In this case, the court held that she was bound to do so, for any reasonable man looking at their conduct would at once conclude that they must have intended to share the prize. In the case Merritt v. Merritt  , the Court applied the necessity of objective intent. Here it was stated that an agreement to transfer to the wife the beneficial ownership of the matrimonial home made at the time of separation was held to be binding.
But, there has always being a contradiction whether deciding subjective or objective intent. In the cases below we will find contradictions to the above discussion.
Air Great Lakes Pty Ltd v KS Easter (Holdings) Pty Ltd
In this case, there is a debate whether there should be an objective intent or subjective intent. In the opinion of Mahoney JA, there should be a subjective intent to contract which the law takes into account in determining whether a contract exists but it is not, or not always, the determining factor. According to him, the actual existence of a contract is a consequence which the law imposes upon, or sees as a result of, what the parties have said and done. He emphasized on the subjective intent of the contract. His judgement was taken into consideration while determining whether there is a need for a subjective or objective intent.
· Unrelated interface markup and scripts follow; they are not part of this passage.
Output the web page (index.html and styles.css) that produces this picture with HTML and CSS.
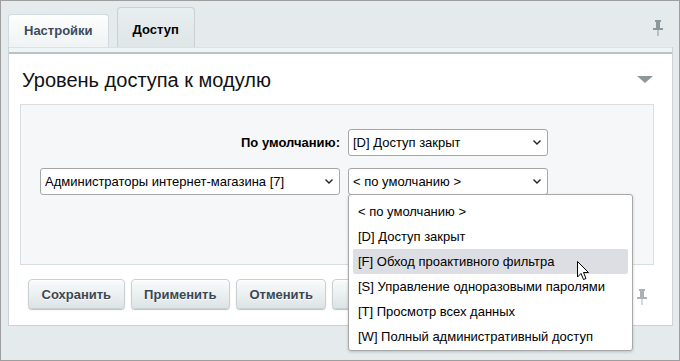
FILE: index.html
```html
<!DOCTYPE html>
<html lang="ru">
  <head>
    <meta charset="UTF-8" />
    <title>Доступ</title>
    <link rel="stylesheet" href="styles.css">
  </head>
  <body>
    <div class="window">
      <div class="tabs">
        <div class="tab">Настройки</div>
        <div class="tab tab-active">Доступ</div>
        <svg class="pin pin-top" width="10" height="16" viewBox="0 0 10 16">
          <rect x="2" y="0" width="6" height="2" fill="#8d969b" />
          <rect x="3" y="2" width="4" height="6" fill="#8d969b" />
          <rect x="0" y="8" width="10" height="2" fill="#8d969b" />
          <rect x="4.5" y="10" width="1" height="6" fill="#8d969b" />
        </svg>
      </div>

      <div class="panel">
        <div class="panel-strip"></div>

        <div class="panel-head">
          <h2>Уровень доступа к модулю</h2>
          <span class="collapse"></span>
        </div>

        <div class="access-box">
          <div class="access-grid">
            <div class="label">По умолчанию:</div>
            <div class="select">
              <span>[D] Доступ закрыт</span>
              <svg class="chevron" width="8" height="5" viewBox="0 0 8 5"><path d="M0.5 0.5 L4 4 L7.5 0.5" fill="none" stroke="#222" stroke-width="1.4" /></svg>
            </div>

            <div class="select">
              <span>Администраторы интернет-магазина [7]</span>
              <svg class="chevron" width="8" height="5" viewBox="0 0 8 5"><path d="M0.5 0.5 L4 4 L7.5 0.5" fill="none" stroke="#222" stroke-width="1.4" /></svg>
            </div>
            <div class="select select-open">
              <span>&lt; по умолчанию &gt;</span>
              <svg class="chevron" width="8" height="5" viewBox="0 0 8 5"><path d="M0.5 0.5 L4 4 L7.5 0.5" fill="none" stroke="#222" stroke-width="1.4" /></svg>

              <ul class="dropdown">
                <li>&lt; по умолчанию &gt;</li>
                <li>[D] Доступ закрыт</li>
                <li class="hover">[F] Обход проактивного фильтра
                  <svg class="cursor" width="13" height="20" viewBox="0 0 13 20">
                    <path d="M0.5 0.5 L0.5 16 L4 12.5 L6.5 18.5 L9 17.5 L6.5 11.5 L11.5 11.5 Z" fill="#fff" stroke="#000" stroke-width="1" stroke-linejoin="miter" />
                  </svg>
                </li>
                <li>[S] Управление одноразовыми паролями</li>
                <li>[T] Просмотр всех данных</li>
                <li>[W] Полный административный доступ</li>
              </ul>
            </div>
          </div>
        </div>

        <div class="buttons">
          <button class="btn">Сохранить</button>
          <button class="btn">Применить</button>
          <button class="btn">Отменить</button>
          <button class="btn btn-hidden"></button>
          <svg class="pin pin-bottom" width="10" height="16" viewBox="0 0 10 16">
            <rect x="2" y="0" width="6" height="2" fill="#a9b1b5" />
            <rect x="3" y="2" width="4" height="6" fill="#a9b1b5" />
            <rect x="0" y="8" width="10" height="2" fill="#a9b1b5" />
            <rect x="4.5" y="10" width="1" height="6" fill="#a9b1b5" />
          </svg>
        </div>
      </div>
    </div>
  </body>
</html>
```

FILE: styles.css
```css
body {
  margin: 0;
  font-family: "Liberation Sans", Arial, sans-serif;
  font-size: 13px;
  color: #000;
}

.window {
  box-sizing: border-box;
  width: 680px;
  height: 361px;
  border: 1px solid #9e9e9e;
  padding: 0 6px 0 7px;
  background-color: #e5ebed;
}

.tabs {
  display: flex;
  align-items: flex-end;
  gap: 8px;
  height: 46px;
}

.tab {
  box-sizing: border-box;
  height: 33px;
  padding: 8px 15px 0;
  line-height: 16px;
  font-weight: bold;
  color: #3d4a59;
  background: linear-gradient(#fdfefe, #eff3f4);
  border: 1px solid #d3dadd;
  border-bottom: none;
  border-radius: 4px 4px 0 0;
}

.tab-active {
  height: 40px;
  padding-top: 14px;
  color: #000;
  background: linear-gradient(#e9eef0, #dfe6e8);
  border-color: #c9d1d4;
}

.pin-top {
  align-self: flex-start;
  margin: 19px 10px 0 auto;
}

.panel {
  background-color: #fff;
  border: 1px solid #cbd3d6;
  border-top: none;
}

.panel-strip {
  height: 4px;
  background-color: #f1f4f5;
  border-top: 1px solid #dbe2e4;
  border-bottom: 2px solid #b9c2c6;
}

.panel-head {
  display: flex;
  align-items: center;
  padding: 14px 19px 0 13px;
}

.panel-head h2 {
  margin: 0;
  font-size: 20px;
  font-weight: normal;
  line-height: 24px;
  color: #111;
}

.collapse {
  margin-left: auto;
  margin-top: -1px;
  width: 0;
  height: 0;
  border-left: 8px solid transparent;
  border-right: 8px solid transparent;
  border-top: 7px solid #8e979c;
}

.access-box {
  margin: 12px 18px 0 11px;
  height: 135px;
  padding: 24px 0 0 19px;
  background-color: #f5f7f9;
  border: 1px solid #d6dee2;
}

.access-grid {
  display: grid;
  grid-template-columns: 300px 200px;
  column-gap: 8px;
  row-gap: 12px;
  align-items: center;
}

.label {
  text-align: right;
  font-weight: bold;
}

.select {
  position: relative;
  box-sizing: border-box;
  height: 27px;
  display: flex;
  align-items: center;
  padding: 0 6px 0 4px;
  background-color: #fff;
  border: 1px solid #a7a7a7;
  border-radius: 3px;
}

.chevron {
  margin-left: auto;
}

.dropdown {
  position: absolute;
  top: 100%;
  left: -1px;
  z-index: 2;
  box-sizing: border-box;
  width: 285px;
  margin: 0;
  padding: 4px 4px 1px;
  list-style: none;
  background-color: #fff;
  border: 1px solid #a9a9a9;
  border-radius: 3px;
  box-shadow: 0 1px 3px rgba(0, 0, 0, 0.2);
}

.dropdown li {
  position: relative;
  height: 25px;
  line-height: 25px;
  padding-left: 5px;
  white-space: nowrap;
}

.dropdown li.hover {
  background-color: #dddee4;
  border-radius: 2px;
}

.cursor {
  position: absolute;
  left: 224px;
  top: 12px;
}

.buttons {
  display: flex;
  align-items: center;
  gap: 6px;
  padding: 14px 0 16px 19px;
}

.btn {
  height: 30px;
  padding: 0 12.5px;
  font-family: "Liberation Sans", Arial, sans-serif;
  font-size: 13px;
  font-weight: bold;
  color: #3b4754;
  background: linear-gradient(#f9fbfb, #dde4e6);
  border: 1px solid #c9d0d3;
  border-radius: 4px;
  box-shadow: 0 1px 1px rgba(0, 0, 0, 0.25), inset 0 1px 0 #fff;
  text-shadow: 0 1px 0 #fff;
}

.btn-hidden {
  width: 90px;
}

.pin-bottom {
  margin: 6px 25px 0 auto;
}
```
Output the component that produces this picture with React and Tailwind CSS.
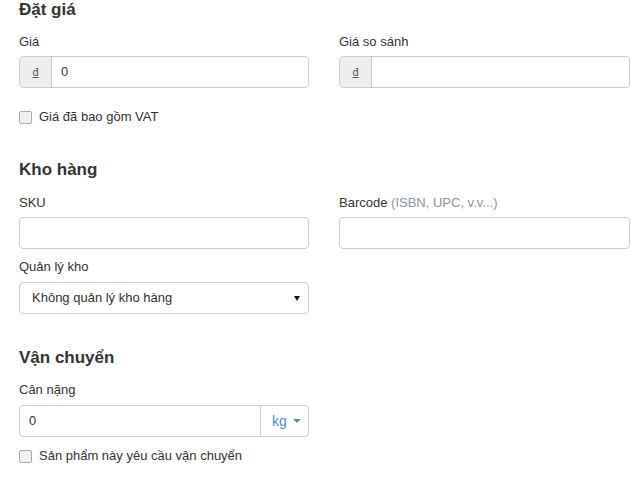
import { useState } from "react";

function Checkbox({ label, className = "" }) {
  return (
    <label className={"flex items-center h-[18px] " + className}>
      <span className="w-[13px] h-[13px] border border-[#a9a9a9] rounded-[2px] bg-[#f1f1f1]" />
      <span className="ml-[7px] text-[13px] text-[#333]">{label}</span>
    </label>
  );
}

function Label({ children, className = "" }) {
  return (
    <div className={"h-[18px] leading-[18px] text-[13px] text-[#333] " + className}>
      {children}
    </div>
  );
}

function Heading({ children, className = "" }) {
  return (
    <h2 className={"h-[20px] leading-[20px] text-[17px] font-bold text-[#333] " + className}>
      {children}
    </h2>
  );
}

export default function App() {
  const [price, setPrice] = useState("0");
  const [weight, setWeight] = useState("0");

  return (
    <div
      className="w-[641px] h-[489px] bg-white pl-[19px] pr-[11px] overflow-hidden"
      style={{ fontFamily: '"Liberation Sans", Arial, sans-serif' }}
    >
      <Heading>Đặt giá</Heading>
      <div className="grid grid-cols-[290px_291px] gap-x-[30px] mt-[13px]">
        <div>
          <Label>Giá</Label>
          <div className="mt-[5px] flex h-[32px] border border-[#ccc] rounded-[4px] overflow-hidden">
            <span className="w-[32px] bg-[#eee] border-r border-[#ccc] flex items-center justify-center text-[11px] text-[#555] underline">
              đ
            </span>
            <input
              value={price}
              onChange={(e) => setPrice(e.target.value)}
              className="flex-1 px-[9px] text-[13px] text-[#333] outline-none"
            />
          </div>
        </div>
        <div>
          <Label>Giá so sánh</Label>
          <div className="mt-[5px] flex h-[32px] border border-[#ccc] rounded-[4px] overflow-hidden">
            <span className="w-[32px] bg-[#eee] border-r border-[#ccc] flex items-center justify-center text-[11px] text-[#555] underline">
              đ
            </span>
            <input className="flex-1 px-[9px] text-[13px] outline-none" />
          </div>
        </div>
      </div>
      <Checkbox label="Giá đã bao gồm VAT" className="mt-[20px]" />

      <Heading className="mt-[34px]">Kho hàng</Heading>
      <div className="grid grid-cols-[290px_291px] gap-x-[30px] mt-[14px]">
        <div>
          <Label>SKU</Label>
          <input className="mt-[5px] block w-full h-[32px] border border-[#ccc] rounded-[4px] px-[12px] text-[13px] outline-none" />
        </div>
        <div>
          <Label>
            Barcode <span className="text-[#8a95a3]">(ISBN, UPC, v.v...)</span>
          </Label>
          <input className="mt-[5px] block w-full h-[32px] border border-[#ccc] rounded-[4px] px-[12px] text-[13px] outline-none" />
        </div>
      </div>
      <div className="grid grid-cols-[290px_291px] gap-x-[30px] mt-[9px]">
        <div>
          <Label>Quản lý kho</Label>
          <div className="mt-[6px] h-[32px] border border-[#ccc] rounded-[4px] pl-[12px] pr-[8px] flex items-center justify-between text-[13px] text-[#333]">
            <span>Không quản lý kho hàng</span>
            <span className="w-0 h-0 border-l-[3px] border-r-[3px] border-t-[5px] border-l-transparent border-r-transparent border-t-[#111]" />
          </div>
        </div>
      </div>

      <Heading className="mt-[34px]">Vận chuyển</Heading>
      <div className="grid grid-cols-[290px_291px] gap-x-[30px] mt-[13px]">
        <div>
          <Label>Cân nặng</Label>
          <div className="mt-[6px] flex h-[32px] border border-[#ccc] rounded-[4px] overflow-hidden">
            <input
              value={weight}
              onChange={(e) => setWeight(e.target.value)}
              className="flex-1 min-w-0 px-[9px] text-[13px] text-[#333] outline-none"
            />
            <span className="w-[48px] border-l border-[#ccc] flex items-center pl-[11px] text-[14px] text-[#4a90c8]">
              kg
              <span className="ml-[6px] w-0 h-0 border-l-[4px] border-r-[4px] border-t-[4px] border-l-transparent border-r-transparent border-t-[#4a90c8]" />
            </span>
          </div>
        </div>
      </div>
      <Checkbox label="Sản phẩm này yêu cầu vận chuyển" className="mt-[10px]" />
    </div>
  );
}
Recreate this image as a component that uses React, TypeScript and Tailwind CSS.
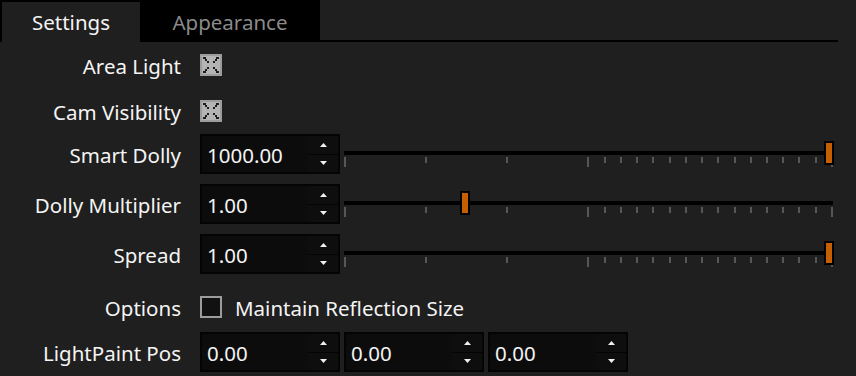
import React from 'react';

const font = { fontFamily: '"Noto Sans", "Open Sans", sans-serif' };

const Spin = ({ value }: { value: string }) => (
  <div className="flex h-[40px] w-[140px] bg-[#040404] p-[2px]">
    <div className="flex flex-1 items-center bg-[#0c0c0c] pl-[5px] pt-[2px] text-[20.5px] text-[#f4f4f4]">{value}</div>
    <div className="flex w-[30px] flex-col gap-[1px] bg-[#040404]">
      <div className="flex flex-1 items-center justify-center bg-[#0e0e0e]">
        <svg width="7" height="4" viewBox="0 0 7 4"><path d="M3.5 0 L7 4 L0 4 Z" fill="#f0f0f0" /></svg>
      </div>
      <div className="flex flex-1 items-center justify-center bg-[#0e0e0e]">
        <svg width="7" height="4" viewBox="0 0 7 4"><path d="M0 0 L7 0 L3.5 4 Z" fill="#f0f0f0" /></svg>
      </div>
    </div>
  </div>
);

const ticks = [0, 5, 10, 15, 16, 17, 18, 19, 20, 21, 22, 23, 24, 25, 26, 27, 28, 29, 30];

const Slider = ({ pos }: { pos: number }) => (
  <svg width="492" height="40" className="ml-[3px] shrink-0">
    <rect x="1" y="17" width="489" height="4" fill="#000" />
    {ticks.map(k => {
      const tall = k === 0 || k === 15 || k === 30;
      return <rect key={k} x={Math.round(1 + 16.23 * k)} y="23" width="2" height={tall ? 10 : 6} fill="#565656" />;
    })}
    <rect x={pos} y="7" width="10" height="24" fill="#000" />
    <rect x={pos + 2} y="9" width="6" height="20" fill="#c65f00" />
  </svg>
);

const Checked = () => (
  <svg width="22" height="22" viewBox="0 0 22 22">
    <rect x="0" y="0" width="22" height="22" fill="#9c9c9c" />
    <rect x="2" y="2" width="18" height="18" fill="#b4b4b4" />
    {[[3, 3], [5, 5], [7, 7], [17, 3], [15, 5], [13, 7], [3, 17], [5, 15], [7, 13], [17, 17], [15, 15], [13, 13]].map(([x, y], i) => (
      <rect key={i} x={x} y={y} width="2" height="2" fill="#1c1c1c" />
    ))}
    <rect x="3" y="3" width="3" height="2" fill="#1c1c1c" />
    <rect x="16" y="3" width="3" height="2" fill="#1c1c1c" />
    <rect x="3" y="17" width="3" height="2" fill="#1c1c1c" />
    <rect x="16" y="17" width="3" height="2" fill="#1c1c1c" />
  </svg>
);

const Unchecked = () => <div className="h-[22px] w-[22px] border-2 border-[#9c9c9c] bg-[#111]" />;

const Row = ({ label, className, children }: { label: string; className?: string; children: React.ReactNode }) => (
  <div className={`flex items-center ${className ?? ''}`}>
    <div className="w-[181px] shrink-0 pt-[2px] text-right text-[20.5px] text-[#f4f4f4]">{label}</div>
    <div className="ml-[19px] flex items-center">{children}</div>
  </div>
);

export default function App() {
  return (
    <div className="h-[376px] w-[856px] overflow-hidden bg-[#1f1f1f]" style={font}>
      <div className="flex h-[42px]">
        <div className="flex h-[42px] w-[320px] bg-black pl-[2px] pt-[2px]">
          <div className="flex h-[40px] w-[138px] items-center justify-center bg-[#1f1f1f] text-[20.5px] text-[#f4f4f4]">Settings</div>
          <div className="flex h-[40px] flex-1 items-center justify-center text-[20.5px] text-[#8a8a8a]">Appearance</div>
        </div>
        <div className="flex w-[518px] flex-col justify-end">
          <div className="h-[2px] bg-black" />
        </div>
      </div>
      <div className="flex flex-col pt-[12px]">
        <Row label="Area Light" className="h-[22px]"><Checked /></Row>
        <Row label="Cam Visibility" className="mt-[24px] h-[22px]"><Checked /></Row>
        <Row label="Smart Dolly" className="mt-[12px] h-[40px]"><Spin value="1000.00" /><Slider pos={481} /></Row>
        <Row label="Dolly Multiplier" className="mt-[10px] h-[40px]"><Spin value="1.00" /><Slider pos={117} /></Row>
        <Row label="Spread" className="mt-[10px] h-[40px]"><Spin value="1.00" /><Slider pos={481} /></Row>
        <Row label="Options" className="mt-[22px] h-[22px]">
          <Unchecked />
          <span className="ml-[13px] pt-[2px] text-[20.5px] text-[#f4f4f4]">Maintain Reflection Size</span>
        </Row>
        <Row label="LightPaint Pos" className="mt-[14px] h-[40px]">
          <div className="flex gap-[4px]">
            <Spin value="0.00" />
            <Spin value="0.00" />
            <Spin value="0.00" />
          </div>
        </Row>
      </div>
    </div>
  );
}
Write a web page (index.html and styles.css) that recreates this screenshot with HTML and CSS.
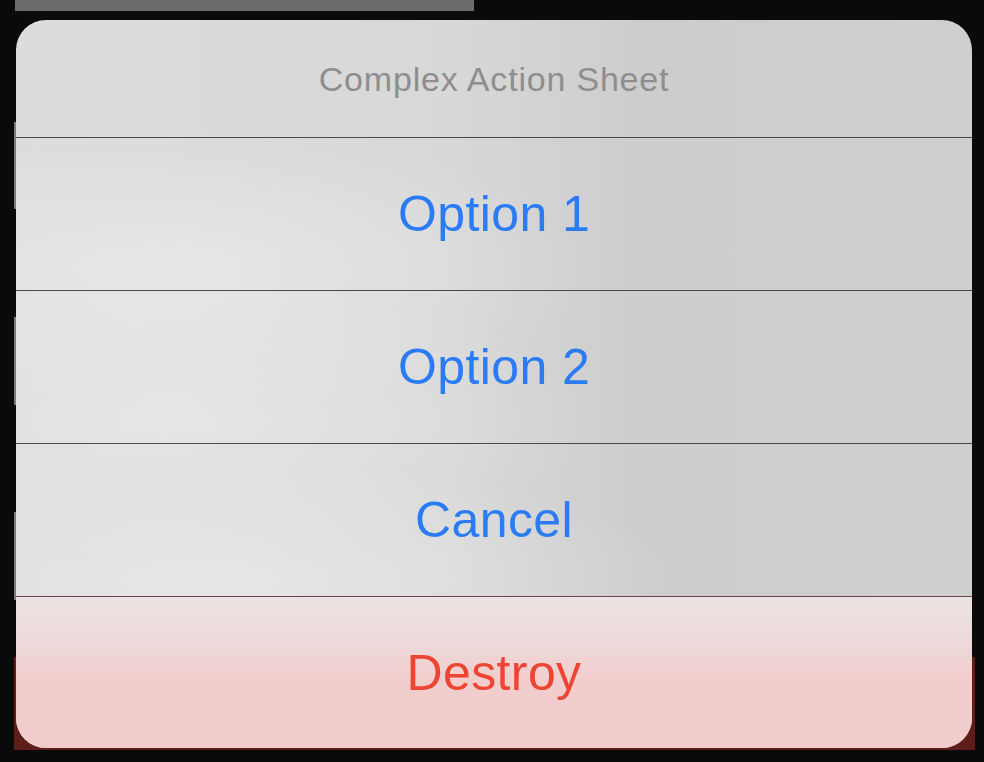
FILE: index.html
```html
<!DOCTYPE html>
<html lang="en">
<head>
<meta charset="utf-8">
<title>Complex Action Sheet</title>
<link rel="stylesheet" href="styles.css">
</head>
<body>
<div class="screen">
  <div class="backdrop">
    <div class="bg-bar"></div>
    <div class="bg-strip s1"></div>
    <div class="bg-strip s2"></div>
    <div class="bg-strip s3"></div>
    <div class="bg-red"></div>
  </div>
  <div class="sheet">
    <div class="sheet-title">Complex Action Sheet</div>
    <div class="action">Option 1</div>
    <div class="action">Option 2</div>
    <div class="action">Cancel</div>
    <div class="action destructive">Destroy</div>
  </div>
</div>
</body>
</html>
```

FILE: styles.css
```css
html, body {
  margin: 0;
  padding: 0;
  background: #0a0a0a;
}

.screen {
  position: relative;
  width: 984px;
  height: 762px;
  overflow: hidden;
  font-family: "Liberation Sans", Arial, sans-serif;
}

.backdrop {
  position: absolute;
  inset: 0;
}

.bg-bar {
  position: absolute;
  left: 15px;
  top: 0;
  width: 459px;
  height: 11px;
  background: #6b6b6b;
}

.bg-strip {
  position: absolute;
  left: 14px;
  width: 2px;
  background: #7a7a7a;
}
.s1 { top: 122px; height: 87px; }
.s2 { top: 317px; height: 88px; }
.s3 { top: 512px; height: 88px; }

.bg-red {
  position: absolute;
  left: 14px;
  top: 657px;
  width: 961px;
  height: 93px;
  background: #5f1d19;
}

.sheet {
  position: relative;
  margin: 20px 0 0 16px;
  width: 956px;
  height: 728px;
  border-radius: 30px;
  overflow: hidden;
  display: flex;
  flex-direction: column;
  background:
    radial-gradient(ellipse 420px 140px at 160px 250px, rgba(240,240,240,0.55), rgba(240,240,240,0) 100%),
    radial-gradient(ellipse 420px 140px at 160px 400px, rgba(240,240,240,0.5), rgba(240,240,240,0) 100%),
    radial-gradient(ellipse 460px 120px at 200px 560px, rgba(240,238,238,0.6), rgba(240,238,238,0) 100%),
    linear-gradient(90deg, #dcdcdc 0%, #d8d8d8 45%, #cdcdcd 65%, #cfcfcf 100%);
}

.sheet-title {
  height: 117px;
  flex: none;
  display: flex;
  align-items: center;
  justify-content: center;
  font-size: 34px;
  color: #8e8e8e;
  letter-spacing: 0.8px;
  padding-top: 2px;
  box-sizing: border-box;
}

.action {
  height: 153px;
  flex: none;
  box-sizing: border-box;
  border-top: 1px solid #4a4a4a;
  display: flex;
  align-items: center;
  justify-content: center;
  font-size: 50px;
  letter-spacing: 0.4px;
  color: #2b7cf4;
}

.action.destructive {
  height: 152px;
  flex: 1;
  border-top-color: #6a4a4a;
  color: #ee4433;
  background: linear-gradient(180deg, #ebe3e3 0%, #eddada 28%, #f2cdcd 55%, #f2cccc 100%);
}
```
The Supreme Court following the facts of an English Case i.e. Edwards v. Skyways  stated in the Indian case Bahamas Oil Refinning Co v Kristiansands Tankrederie  , the court stated that “In deciding whether there or not there was any contract in relation to a certain transaction, or whether or not sufficient notice of a certain term was given, the law applies an objective and not subjective test……In the absence of such evidence, how can the court assume, that the master did intent to enter into a contract.” 
A View of France approach to Intent determination.
So, it is clear that there are contentions about the position of Subjective or objective theory. In France judicial system , the topic is different. It is more or less concerned with the Subjective theory of Intent.
“The French position on the subjective theory of contracts is revealed through the recurrent repetition of statements like this one from the Calamari and Perillo Hornbook on Contracts: “the subjective theory dominates thinking about contract [in France.] Or this one: For a contract to exist in French law there must be a subjective agreement as to its terms; in English law an objective agreement suffices’” 
From the above discussion it is clear that in order to decide whether a contract is judged on the basis of intent i.e. Subjective intent or Objective intent, it is necessary to inculcation of both the intentions. Only then, it is easier for a judge to determine the case. In my opinion, there needs to be approach towards determining both the intents. In the case Perala Krishnayyam Chettiar v. G. Paimanathan Chettiar  , where the facts of the case presented a subjective theory of intent rather than objective in the formation of intent. So, I would like to concentrate on the inculcation of both the subjective as well as the objective intent of theory.